There are also serious problems in the development of Germany's power grid. After all, the electricity from the new renewable energy plants – for instance the large offshore wind energy plants – needs to get to consumers. The networks currently in place are not adequate, but laying new power-lines is expensive, time-consuming, and residents whose homes are affected are already complaining about the proposals.
On top of that, the issue of whether wind energy should come mainly from offshore plants is also controversial. Critics say these wind parks in the sea are too big and too expensive, and are calling for decentralized wind parks to be set up closer to consumers.
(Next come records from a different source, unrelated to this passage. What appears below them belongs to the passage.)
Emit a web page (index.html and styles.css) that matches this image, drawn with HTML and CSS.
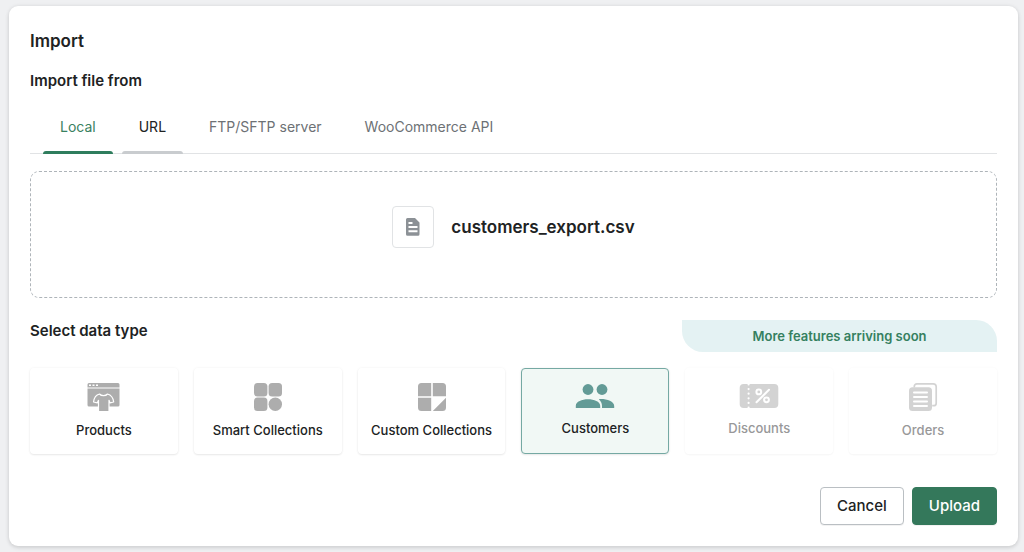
FILE: index.html
```html
<!DOCTYPE html>
<html lang="en">
<head>
<meta charset="utf-8">
<meta name="viewport" content="width=device-width, initial-scale=1">
<title>Import</title>
<link rel="stylesheet" href="styles.css">
</head>
<body>
<main class="card">
  <h1 class="title">Import</h1>
  <h2 class="heading">Import file from</h2>
  <div class="tabs" role="tablist">
    <button class="tab tab-active" type="button" role="tab" aria-selected="true">Local</button>
    <button class="tab tab-hover" type="button" role="tab" aria-selected="false">URL</button>
    <button class="tab" type="button" role="tab" aria-selected="false">FTP/SFTP server</button>
    <button class="tab" type="button" role="tab" aria-selected="false">WooCommerce API</button>
  </div>
  <div class="dropzone">
    <span class="file-thumb">
      <svg width="14" height="18" viewBox="0 0 14 18" aria-hidden="true"><path fill="#8c9196" fill-rule="evenodd" d="M1.5 0H9l4.500 4.500v11.700a1.500 1.500 0 0 1-1.500 1.500H1.500A1.500 1.500 0 0 1 0 16.200V1.500A1.500 1.500 0 0 1 1.500 0zM2.500 4v2h4V4zM2.500 8v2h9V8zM2.500 12.200v2h9v-2z"/></svg>
    </span>
    <span class="file-name">customers_export.csv</span>
  </div>
  <div class="type-head">
    <h2 class="heading" id="type-label">Select data type</h2>
    <p class="banner">More features arriving soon</p>
  </div>
  <div class="types" role="radiogroup" aria-labelledby="type-label">
    <label class="type">
      <input class="type-input" type="radio" name="type" value="products">
      <svg width="34" height="30" viewBox="0 0 34 30" aria-hidden="true">
        <path fill="#adadad" d="M2 1h29a1.500 1.500 0 0 1 1.500 1.500V5.600H.5V2.500A1.500 1.500 0 0 1 2 1zM.5 6.600h32v16.400a1.500 1.500 0 0 1-1.500 1.500H2A1.500 1.500 0 0 1 .5 23z"/>
        <path fill="#fff" d="M2 2.500h2v1.500H2zM5.500 2.500h2v1.500h-2zM9 2.500h2v1.500H9z"/>
        <path fill="#adadad" stroke="#fff" stroke-width="1.200" stroke-linejoin="round" d="M12.500 12c1.800 2.200 6.200 2.200 8 0 3 .8 5.500 2.500 6.200 8l-3.700.8-1-2.500V29.500H11.500V18.300l-1.200 2.500-3.800-.8c.7-5.500 3-7.200 6-8z"/>
      </svg>
      <span class="type-name">Products</span>
    </label>
    <label class="type">
      <input class="type-input" type="radio" name="type" value="smart">
      <svg width="30" height="30" viewBox="0 0 30 30" fill="#adadad" aria-hidden="true"><rect x="1" y="1" width="13.400" height="13.400" rx="3.500"/><rect x="15.600" y="1" width="13.400" height="13.400" rx="3.500"/><rect x="1" y="15.600" width="13.400" height="13.400" rx="3.500"/><circle cx="22.300" cy="22.300" r="6.700"/></svg>
      <span class="type-name">Smart Collections</span>
    </label>
    <label class="type">
      <input class="type-input" type="radio" name="type" value="custom">
      <svg width="30" height="30" viewBox="0 0 30 30" fill="#adadad" aria-hidden="true"><path d="M4.500 1h9.700v13.200H1V4.500A3.500 3.500 0 0 1 4.500 1zM15.800 1h9.700A3.500 3.500 0 0 1 29 4.500v9.700H15.800zM1 15.800h13.200V29H4.500A3.500 3.500 0 0 1 1 25.500zM29 15.800v9.700a3.500 3.500 0 0 1-3.500 3.500H15.800z"/></svg>
      <span class="type-name">Custom Collections</span>
    </label>
    <label class="type type-low">
      <input class="type-input" type="radio" name="type" value="customers" checked>
      <svg width="40" height="26" viewBox="0 0 40 26" fill="#639b96" aria-hidden="true"><circle cx="13" cy="6.500" r="5.400"/><circle cx="27" cy="6.500" r="5.400"/><path d="M.8 25v-2.200C.8 18.500 7 16.200 13 16.200s12.200 2.300 12.200 6.600V25zM23.800 16.200c7-.6 15.400 2 15.400 6.800v2H27v-2c0-3-1.200-5-3.200-6.800z"/></svg>
      <span class="type-name">Customers</span>
    </label>
    <label class="type type-low type-disabled">
      <input class="type-input" type="radio" name="type" value="discounts" disabled>
      <svg width="40" height="26" viewBox="0 0 40 26" aria-hidden="true">
        <rect x=".7" y="1" width="38.600" height="24" rx="4" fill="#d3d3d3"/>
        <path d="M9.600 1v24" stroke="#fff" stroke-width="2.200" stroke-linecap="round" stroke-dasharray="0 4.600" stroke-dashoffset="-.5"/>
        <g fill="none" stroke="#fff" stroke-width="2" stroke-linecap="round"><path d="M17.500 19.200L30 6.800"/><circle cx="19.800" cy="8.900" r="2.400"/><circle cx="27.500" cy="16.800" r="2.400"/></g>
      </svg>
      <span class="type-name">Discounts</span>
    </label>
    <label class="type type-disabled">
      <input class="type-input" type="radio" name="type" value="orders" disabled>
      <svg width="30" height="30" viewBox="0 0 30 30" aria-hidden="true">
        <path fill="none" stroke="#d3d3d3" stroke-width="1.700" d="M6.300 5.500V4.300A2.500 2.500 0 0 1 8.800 1.800h16.400a3 3 0 0 1 3 3v16.400a2.500 2.500 0 0 1-2.500 2.500h-1.500"/>
        <rect x="1" y="5.300" width="23" height="23.700" rx="3.500" fill="#d3d3d3"/>
        <path d="M6 10.500h13M6 15h13M6 19.500h13M6 24h13" stroke="#fff" stroke-width="2" stroke-linecap="round"/>
      </svg>
      <span class="type-name">Orders</span>
    </label>
  </div>
  <div class="actions">
    <button class="btn" type="button">Cancel</button>
    <button class="btn btn-primary" type="button">Upload</button>
  </div>
</main>
</body>
</html>
```
FILE: styles.css
```css
* { box-sizing: border-box; }
body {
  margin: 0;
  padding: 6px 6px 6px 9px;
  background: #eff0f2;
  color: #202223;
  font-family: Inter, "Liberation Sans", sans-serif;
}
.card {
  padding: 22px 21px 21px;
  background: #fff;
  border-radius: 9px;
  box-shadow: 0 0 4px rgba(23, 24, 24, .08), 0 2px 4px rgba(0, 0, 0, .1);
}
.title, .heading, .banner { margin: 0; }
.title { font-size: 17px; line-height: 26px; font-weight: 600; }
.heading { font-size: 15px; line-height: 22px; font-weight: 600; }
.title + .heading { margin-top: 16px; }
.tabs {
  display: flex;
  gap: 9px;
  margin-top: 8px;
  padding-left: 13px;
  border-bottom: 1px solid #e1e3e5;
}
.tab {
  position: relative;
  height: 54px;
  margin-bottom: -1px;
  padding: 0 17px;
  border: 0;
  background: none;
  color: #6d7175;
  font: 400 14px/22px Inter, "Liberation Sans", sans-serif;
}
.tab-active { color: #398161; }
.tab-hover { color: #202223; }
.tab-active::after, .tab-hover::after {
  content: "";
  position: absolute;
  left: 0;
  right: 0;
  bottom: 0;
  height: 3px;
  border-radius: 3px 3px 0 0;
  background: #c9cccf;
}
.tab-active::after { background: #2f7d5d; }
.dropzone {
  display: flex;
  justify-content: center;
  align-items: center;
  gap: 17px;
  margin-top: 17px;
  padding: 34px 16px 49px;
  border: 1px dashed #aeb4b9;
  border-radius: 9px;
}
.file-thumb {
  display: flex;
  align-items: center;
  justify-content: center;
  width: 42px;
  height: 42px;
  border: 1px solid #e1e3e5;
  border-radius: 4px;
}
.file-name { font-size: 17px; line-height: 26px; font-weight: 600; }
.type-head {
  display: flex;
  justify-content: space-between;
  align-items: flex-start;
  margin-top: 22px;
}
.banner {
  width: 315px;
  padding: 5px 0;
  border-radius: 0 21px 0 21px;
  background: #e4f2f3;
  color: #35805f;
  font-size: 13px;
  line-height: 22px;
  font-weight: 600;
  text-align: center;
}
.types {
  display: grid;
  grid-template-columns: repeat(6, 1fr);
  gap: 16px;
  margin-top: 16px;
}
.type {
  position: relative;
  display: flex;
  flex-direction: column;
  align-items: center;
  gap: 8px;
  height: 86px;
  padding-top: 13px;
  border: 1px solid transparent;
  border-radius: 4px;
  box-shadow: 0 0 3px rgba(23, 24, 24, .05), 0 1px 2px rgba(0, 0, 0, .08);
}
.type-low { gap: 9px; padding-top: 14px; }
.type-input {
  position: absolute;
  inset: 0;
  margin: 0;
  appearance: none;
}
.type:has(:checked) { background: #f1f8f5; border-color: #75a9a3; }
.type-name { font-size: 13px; line-height: 20px; font-weight: 500; }
.type-disabled {
  color: #989899;
  box-shadow: 0 0 3px rgba(23, 24, 24, .03), 0 1px 2px rgba(0, 0, 0, .03);
}
.actions {
  display: flex;
  justify-content: flex-end;
  gap: 8px;
  margin-top: 33px;
}
.btn {
  height: 38px;
  padding: 0 16px;
  border: 1px solid #babfc3;
  border-radius: 4px;
  background: #fff;
  color: #202223;
  font: 500 15px/22px Inter, "Liberation Sans", sans-serif;
  box-shadow: 0 1px 0 rgba(0, 0, 0, .05);
}
.btn-primary { border-color: #34785b; background: #34785b; color: #fff; }
```
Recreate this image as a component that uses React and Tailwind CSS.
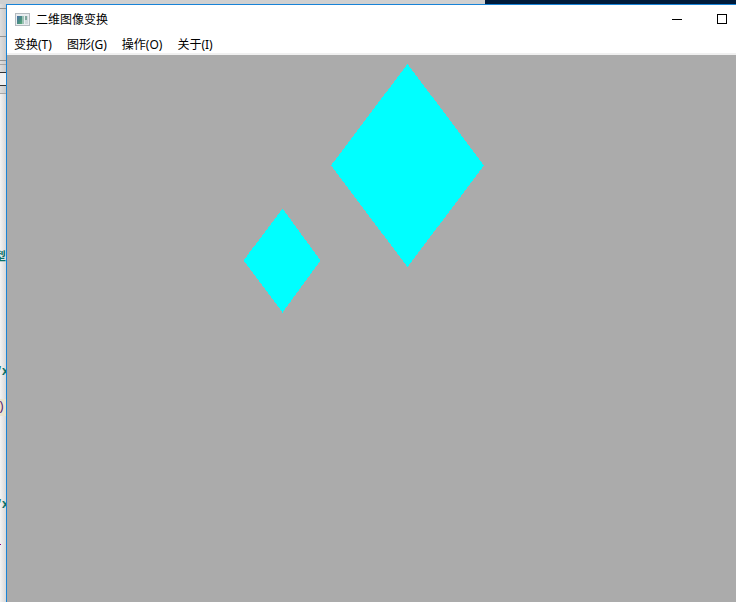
const menus = ["变换(T)", "图形(G)", "操作(O)", "关于(I)"];

function AppIcon() {
  return (
    <svg width="15" height="13" viewBox="0 0 15 13" shapeRendering="crispEdges" aria-hidden="true">
      <defs>
        <linearGradient id="pane" x1="0" y1="0" x2="1" y2="1">
          <stop offset="0" stopColor="#4a6fa8" />
          <stop offset="0.6" stopColor="#4a9080" />
          <stop offset="1" stopColor="#5cae78" />
        </linearGradient>
      </defs>
      <rect width="15" height="13" fill="#b4bbc0" />
      <rect x="1" y="1" width="13" height="11" fill="#e9edf0" />
      <rect x="2" y="3" width="5" height="8" fill="url(#pane)" />
      <rect x="7" y="3" width="2" height="8" fill="#9dc3b6" />
      <rect x="10" y="3" width="3" height="8" fill="#cfd8dc" />
      <rect x="10" y="3" width="2" height="4" fill="#7fa79d" />
    </svg>
  );
}

function EditorBehind() {
  return (
    <div
      aria-hidden="true"
      className="relative w-[6px] shrink-0 overflow-hidden bg-linear-to-r from-[#f3f3f3] to-[#d8d8d8] font-['Liberation_Mono','Noto_Sans_CJK_SC',monospace] text-[12px] leading-[14px] text-[#087068]"
    >
      <div className="h-[90px] bg-linear-to-r from-[#dedede] to-[#cacaca]">
        <svg width="6" height="90" shapeRendering="crispEdges">
          <path d="M0 4.5h6M0 32.5h6M0 56.5h6" stroke="#929292" />
          <path d="M0 60.5h6M0 89.5h6" stroke="#a5a5a5" />
          <path d="M0 69h6v12h-6z" fill="#f0f0f0" />
          <path d="M0 68.5h6M0 81.5h6" stroke="#333" />
        </svg>
      </div>
      <span className="absolute right-0 top-[247px] font-bold">型</span>
      <span className="absolute -right-[3px] top-[361px] font-bold">“x</span>
      <span className="absolute inset-x-0 top-[395px] h-[17px] bg-[#e9e5d0]" />
      <span className="absolute right-px top-[396px] text-[#542070]">)</span>
      <span className="absolute -right-[3px] top-[494px] font-bold">“x</span>
      <span className="absolute left-0 top-[540px] h-px w-px bg-[#800080]" />
    </div>
  );
}

export default function App() {
  return (
    <div className="flex min-h-screen flex-col overflow-hidden bg-white font-['Noto_Sans','Noto_Sans_CJK_SC',sans-serif] text-[12px] leading-[18px] text-black">
      <div className="flex h-1 shrink-0">
        <div className="w-[65.9%] bg-[#d0d0d0]" />
        <div className="flex-1 bg-[#001b3b]" />
      </div>
      <div className="flex flex-1">
        <EditorBehind />
        <main className="flex min-w-0 flex-1 flex-col border-l border-t border-[#1883d7]">
          <header className="flex h-7 items-center bg-white pl-2">
            <AppIcon />
            <h1 className="ml-[6px] flex-1 pt-[2px]">二维图像变换</h1>
            <button aria-label="最小化" className="flex h-full w-[46px] items-center justify-center">
              <svg width="10" height="10" shapeRendering="crispEdges">
                <path d="M0 5.5h10" stroke="#000" />
              </svg>
            </button>
            <button aria-label="最大化" className="flex h-full w-9 items-center justify-center pl-2">
              <svg width="10" height="10" shapeRendering="crispEdges">
                <path d="M.5.5h9v9h-9z" fill="none" stroke="#000" />
              </svg>
            </button>
          </header>
          <nav className="flex h-[22px] items-center gap-px border-b-2 border-[#f0f0f0] bg-white pt-1">
            {menus.map((label) => (
              <button key={label} className="px-[7px]">
                {label}
              </button>
            ))}
          </nav>
          <section className="flex-1 bg-[#ababab]">
            <svg width="500" height="300" shapeRendering="crispEdges" role="img" aria-label="图形">
              <path d="M400.500 9L477 110.500L400.500 212L324 110.500Z" fill="#0ff" />
              <path d="M275.500 153.500L313.500 205.500L275.500 257.500L236.500 205.500Z" fill="#0ff" />
            </svg>
          </section>
        </main>
      </div>
    </div>
  );
}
Meanwhile, as long as renewables remain an inadequate supply for Germany's energy demand, coal and gas power stations will need to remain on the grid. But energy companies are delaying new investments while the economic circumstances remain unclear, and have been demanding more financial aid from the state. There is still some potential for saving energy in Germany, but European Union proposals for more energy efficiency were weakened following pressure from Economy Minister Philipp Rösler.
How important is the energy transition?
So Altmaier has plenty of problems to solve, and his qualifications look, at first glance, questionable. Up until now he was the chief whip for the governing Christian Democratic Union, marshalling parliamentary majorities for Merkel – not exactly a job that requires familiarity with Germany's pressing environmental issues.
And there is plenty of pressure on him. "The next few months will be decisive for the success of the energy transition," predicted Hans-Peter Keitel, president of the German industry association (BDI), as he offered the new minister his support. Hans Heinrich Driftmann, president of the Association of the German Chambers of Industry and Commerce (DIHK), spoke of the vital importance of a smooth transition. "If there is no strategy soon, then energy supply, energy safety, and energy prices will soon go out of control," he said.
Klaus Töpfer, former director of the United Nations Environment Program (UNEP), and one of the most prominent German environment politicians, called for the development of a clear master plan for the government's energy transition. As far as he is concerned, it is still not clear how its stated targets for the next decade will be met. "There needs to be more pressure to realize the plan," he said.
The world's eyes are on Germany, Töpfer believes. "The world is watching to see whether an industrial nation like Germany will be able to run an energy policy that keeps economic stability, while not using nuclear power and not expanding fossil fuel power stations," he said, adding that the transition had to succeed, "because that's where the jobs of the future will be."